Se restassem dúvidas, neste filme de Ken Loach é claro o remeter da individualidade sempre para mais tarde. Há que permitir que o Estado tenha também a função de permutador entre projetos e mortalidade: algo sem origem nem fim. A verdade é que a denúncia é ineficaz ao nível do que se permite à sua força, e entende-se mesmo que ela se deve encaixar nos moldes pré-estabelecidos, nos próprios formulários e demais burocracia, sendo proibida nos c.v. caso explicite alguma objetividade subjetiva, e, pouco muito pouco é moralmente duvidoso.

 

O último recurso reside num grito não escutado nunca pois as celebrações dos heróis destes tempos fazem-se em hora sem tráfego humano ou outro. A autoridade de quem pode é uma tradição que torna cega qualquer legitima soberania.

 

A ancianidade do saber, do sentir, do compreender, do lutar e do sofrer é progressivamente eliminada ou reduzida a um mínimo que nunca coloque em causa a insanidade do mando.

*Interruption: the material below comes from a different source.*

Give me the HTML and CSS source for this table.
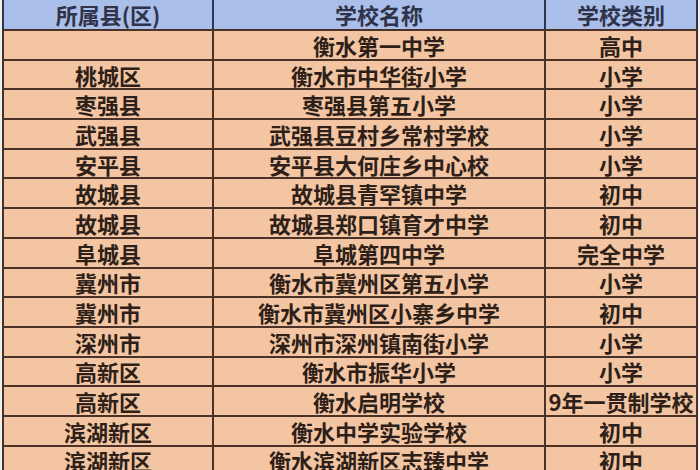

O laço horizontal da justiça fracionou-se e a experiência da pátria de si mesmo e da terra a que se pertence, foi quebrando o compromisso com a vida digna.

 

Se existisse um filme a ver este e outros natais, seguramente que se deveria repetir esta lucida perturbação “I Daniel Blake” ou não existisse o nós, o nós que constrói as prateleiras para os livros, com a fome a apertar o estômago e a dizer que só se a origem do sonho fugir sempre para trás não haverá esperança, ou se entre um começo datado e o amor-próprio encontrado, apenas a morte se tornar discípula de uma estranha dimensão que mora na rua da ausência no país da indiferença.

 

E nós, nós andamos de um lado para o outro ou a nossa sombra anda dum lado para o outro? Como pode um homem esperar que tudo aconteça antes de ter tempo? E então se ainda não fizemos o máximo para toda esta realidade mudar, digo, nós somos, eu sou é.

 

À altura da nossa alma, afinal uma couraça é ritualmente regada.